Exercise directions:
Write out the listing below without alteration, omitting its pictures.

Data excerpt:
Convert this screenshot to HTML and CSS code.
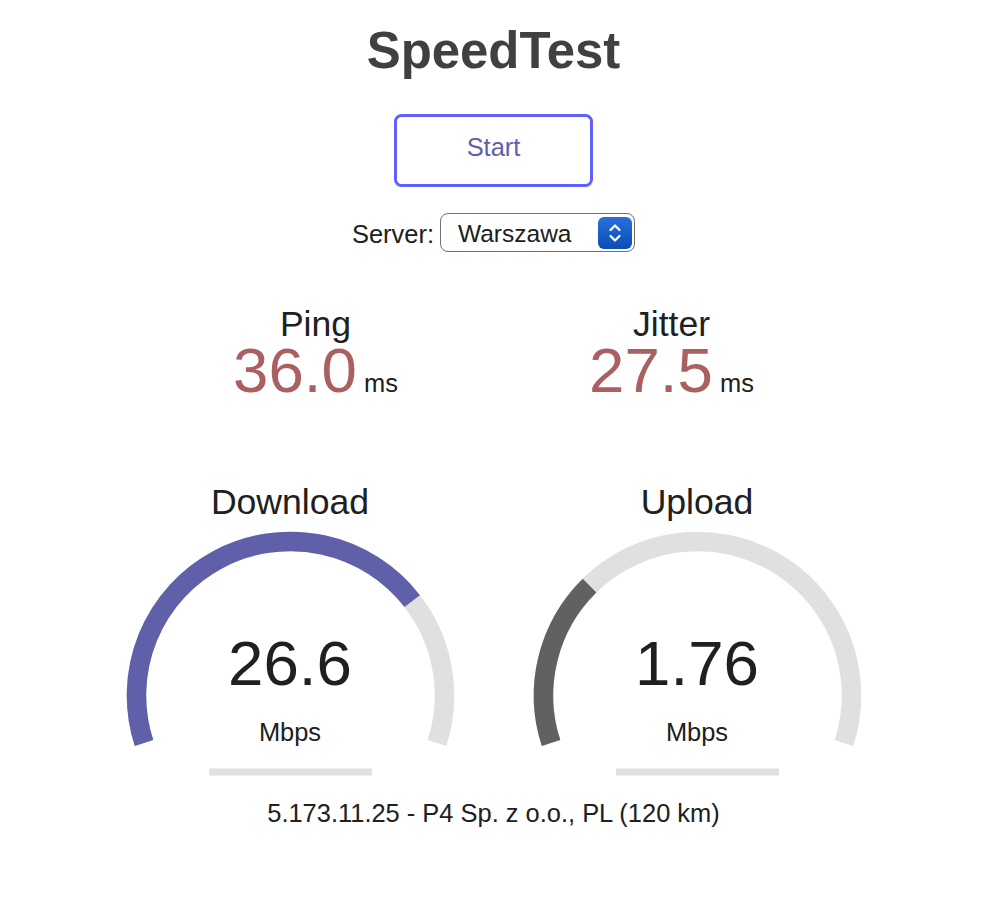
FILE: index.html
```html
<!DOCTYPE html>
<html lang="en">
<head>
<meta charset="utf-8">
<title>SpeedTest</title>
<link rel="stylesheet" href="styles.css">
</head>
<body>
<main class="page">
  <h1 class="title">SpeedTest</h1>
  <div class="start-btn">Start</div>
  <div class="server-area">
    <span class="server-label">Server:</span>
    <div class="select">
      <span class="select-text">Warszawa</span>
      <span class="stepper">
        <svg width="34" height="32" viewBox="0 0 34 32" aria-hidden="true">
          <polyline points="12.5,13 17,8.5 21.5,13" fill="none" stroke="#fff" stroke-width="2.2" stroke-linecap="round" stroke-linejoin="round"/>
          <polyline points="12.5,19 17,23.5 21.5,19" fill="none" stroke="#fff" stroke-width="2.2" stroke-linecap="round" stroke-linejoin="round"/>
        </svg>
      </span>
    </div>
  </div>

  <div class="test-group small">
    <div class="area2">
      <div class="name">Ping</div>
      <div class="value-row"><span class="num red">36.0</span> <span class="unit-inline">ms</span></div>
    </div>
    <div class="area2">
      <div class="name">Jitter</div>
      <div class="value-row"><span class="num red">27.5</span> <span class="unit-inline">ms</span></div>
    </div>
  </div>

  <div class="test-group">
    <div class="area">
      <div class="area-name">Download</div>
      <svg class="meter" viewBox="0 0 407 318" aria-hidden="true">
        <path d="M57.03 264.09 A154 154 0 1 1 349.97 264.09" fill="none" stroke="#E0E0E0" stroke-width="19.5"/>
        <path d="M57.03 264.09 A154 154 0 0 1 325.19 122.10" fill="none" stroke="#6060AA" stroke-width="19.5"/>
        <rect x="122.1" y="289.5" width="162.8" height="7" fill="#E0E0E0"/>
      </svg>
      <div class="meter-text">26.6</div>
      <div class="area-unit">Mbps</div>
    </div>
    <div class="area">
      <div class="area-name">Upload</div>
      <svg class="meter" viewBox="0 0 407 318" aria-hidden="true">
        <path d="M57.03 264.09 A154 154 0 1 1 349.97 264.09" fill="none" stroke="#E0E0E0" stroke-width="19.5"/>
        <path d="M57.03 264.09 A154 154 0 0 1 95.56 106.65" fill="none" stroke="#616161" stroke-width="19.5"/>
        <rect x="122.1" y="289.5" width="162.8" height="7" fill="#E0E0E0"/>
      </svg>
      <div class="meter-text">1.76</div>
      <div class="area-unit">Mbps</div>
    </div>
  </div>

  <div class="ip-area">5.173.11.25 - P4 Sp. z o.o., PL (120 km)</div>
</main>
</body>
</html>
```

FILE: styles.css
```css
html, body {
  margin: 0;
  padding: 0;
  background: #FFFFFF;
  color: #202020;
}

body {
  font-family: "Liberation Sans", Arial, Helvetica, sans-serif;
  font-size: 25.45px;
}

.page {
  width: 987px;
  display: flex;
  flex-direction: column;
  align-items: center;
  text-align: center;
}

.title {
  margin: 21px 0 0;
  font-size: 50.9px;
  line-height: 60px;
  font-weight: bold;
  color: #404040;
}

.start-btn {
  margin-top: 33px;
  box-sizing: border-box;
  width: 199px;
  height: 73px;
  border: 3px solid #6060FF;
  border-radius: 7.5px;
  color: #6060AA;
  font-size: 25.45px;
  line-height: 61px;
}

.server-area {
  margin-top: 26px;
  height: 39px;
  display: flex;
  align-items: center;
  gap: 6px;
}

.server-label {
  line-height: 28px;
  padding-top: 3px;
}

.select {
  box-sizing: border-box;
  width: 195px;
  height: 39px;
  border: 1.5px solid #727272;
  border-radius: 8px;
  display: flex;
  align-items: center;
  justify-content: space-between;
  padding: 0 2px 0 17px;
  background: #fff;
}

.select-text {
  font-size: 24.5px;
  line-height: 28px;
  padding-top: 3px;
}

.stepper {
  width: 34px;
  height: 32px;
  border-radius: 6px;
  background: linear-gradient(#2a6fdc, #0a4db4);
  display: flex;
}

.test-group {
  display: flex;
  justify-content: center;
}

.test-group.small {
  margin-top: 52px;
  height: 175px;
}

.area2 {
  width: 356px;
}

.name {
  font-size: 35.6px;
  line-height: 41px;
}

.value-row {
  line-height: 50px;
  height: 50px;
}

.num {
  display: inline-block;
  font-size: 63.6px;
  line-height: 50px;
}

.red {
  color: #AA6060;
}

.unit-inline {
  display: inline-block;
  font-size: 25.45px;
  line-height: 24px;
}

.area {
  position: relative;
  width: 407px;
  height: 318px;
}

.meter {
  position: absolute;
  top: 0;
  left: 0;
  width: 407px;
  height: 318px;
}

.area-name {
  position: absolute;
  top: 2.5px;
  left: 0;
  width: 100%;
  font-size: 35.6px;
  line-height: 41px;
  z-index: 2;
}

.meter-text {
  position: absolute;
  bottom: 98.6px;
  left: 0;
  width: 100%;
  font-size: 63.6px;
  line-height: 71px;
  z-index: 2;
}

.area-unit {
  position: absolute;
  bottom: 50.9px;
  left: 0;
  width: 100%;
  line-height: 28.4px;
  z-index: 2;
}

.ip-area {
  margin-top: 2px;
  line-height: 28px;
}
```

Solution to the problem:
Convert this screenshot to HTML and CSS code.
FILE: index.html
```html
<!DOCTYPE html>
<html lang="en">
<head>
<meta charset="utf-8">
<title>SpeedTest</title>
<link rel="stylesheet" href="styles.css">
</head>
<body>
<main class="page">
  <h1 class="title">SpeedTest</h1>
  <div class="start-btn">Start</div>
  <div class="server-area">
    <span class="server-label">Server:</span>
    <div class="select">
      <span class="select-text">Warszawa</span>
      <span class="stepper">
        <svg width="34" height="32" viewBox="0 0 34 32" aria-hidden="true">
          <polyline points="12.5,13 17,8.5 21.5,13" fill="none" stroke="#fff" stroke-width="2.2" stroke-linecap="round" stroke-linejoin="round"/>
          <polyline points="12.5,19 17,23.5 21.5,19" fill="none" stroke="#fff" stroke-width="2.2" stroke-linecap="round" stroke-linejoin="round"/>
        </svg>
      </span>
    </div>
  </div>

  <div class="test-group small">
    <div class="area2">
      <div class="name">Ping</div>
      <div class="value-row"><span class="num red">36.0</span> <span class="unit-inline">ms</span></div>
    </div>
    <div class="area2">
      <div class="name">Jitter</div>
      <div class="value-row"><span class="num red">27.5</span> <span class="unit-inline">ms</span></div>
    </div>
  </div>

  <div class="test-group">
    <div class="area">
      <div class="area-name">Download</div>
      <svg class="meter" viewBox="0 0 407 318" aria-hidden="true">
        <path d="M57.03 264.09 A154 154 0 1 1 349.97 264.09" fill="none" stroke="#E0E0E0" stroke-width="19.5"/>
        <path d="M57.03 264.09 A154 154 0 0 1 325.19 122.10" fill="none" stroke="#6060AA" stroke-width="19.5"/>
        <rect x="122.1" y="289.5" width="162.8" height="7" fill="#E0E0E0"/>
      </svg>
      <div class="meter-text">26.6</div>
      <div class="area-unit">Mbps</div>
    </div>
    <div class="area">
      <div class="area-name">Upload</div>
      <svg class="meter" viewBox="0 0 407 318" aria-hidden="true">
        <path d="M57.03 264.09 A154 154 0 1 1 349.97 264.09" fill="none" stroke="#E0E0E0" stroke-width="19.5"/>
        <path d="M57.03 264.09 A154 154 0 0 1 95.56 106.65" fill="none" stroke="#616161" stroke-width="19.5"/>
        <rect x="122.1" y="289.5" width="162.8" height="7" fill="#E0E0E0"/>
      </svg>
      <div class="meter-text">1.76</div>
      <div class="area-unit">Mbps</div>
    </div>
  </div>

  <div class="ip-area">5.173.11.25 - P4 Sp. z o.o., PL (120 km)</div>
</main>
</body>
</html>
```

FILE: styles.css
```css
html, body {
  margin: 0;
  padding: 0;
  background: #FFFFFF;
  color: #202020;
}

body {
  font-family: "Liberation Sans", Arial, Helvetica, sans-serif;
  font-size: 25.45px;
}

.page {
  width: 987px;
  display: flex;
  flex-direction: column;
  align-items: center;
  text-align: center;
}

.title {
  margin: 21px 0 0;
  font-size: 50.9px;
  line-height: 60px;
  font-weight: bold;
  color: #404040;
}

.start-btn {
  margin-top: 33px;
  box-sizing: border-box;
  width: 199px;
  height: 73px;
  border: 3px solid #6060FF;
  border-radius: 7.5px;
  color: #6060AA;
  font-size: 25.45px;
  line-height: 61px;
}

.server-area {
  margin-top: 26px;
  height: 39px;
  display: flex;
  align-items: center;
  gap: 6px;
}

.server-label {
  line-height: 28px;
  padding-top: 3px;
}

.select {
  box-sizing: border-box;
  width: 195px;
  height: 39px;
  border: 1.5px solid #727272;
  border-radius: 8px;
  display: flex;
  align-items: center;
  justify-content: space-between;
  padding: 0 2px 0 17px;
  background: #fff;
}

.select-text {
  font-size: 24.5px;
  line-height: 28px;
  padding-top: 3px;
}

.stepper {
  width: 34px;
  height: 32px;
  border-radius: 6px;
  background: linear-gradient(#2a6fdc, #0a4db4);
  display: flex;
}

.test-group {
  display: flex;
  justify-content: center;
}

.test-group.small {
  margin-top: 52px;
  height: 175px;
}

.area2 {
  width: 356px;
}

.name {
  font-size: 35.6px;
  line-height: 41px;
}

.value-row {
  line-height: 50px;
  height: 50px;
}

.num {
  display: inline-block;
  font-size: 63.6px;
  line-height: 50px;
}

.red {
  color: #AA6060;
}

.unit-inline {
  display: inline-block;
  font-size: 25.45px;
  line-height: 24px;
}

.area {
  position: relative;
  width: 407px;
  height: 318px;
}

.meter {
  position: absolute;
  top: 0;
  left: 0;
  width: 407px;
  height: 318px;
}

.area-name {
  position: absolute;
  top: 2.5px;
  left: 0;
  width: 100%;
  font-size: 35.6px;
  line-height: 41px;
  z-index: 2;
}

.meter-text {
  position: absolute;
  bottom: 98.6px;
  left: 0;
  width: 100%;
  font-size: 63.6px;
  line-height: 71px;
  z-index: 2;
}

.area-unit {
  position: absolute;
  bottom: 50.9px;
  left: 0;
  width: 100%;
  line-height: 28.4px;
  z-index: 2;
}

.ip-area {
  margin-top: 2px;
  line-height: 28px;
}
```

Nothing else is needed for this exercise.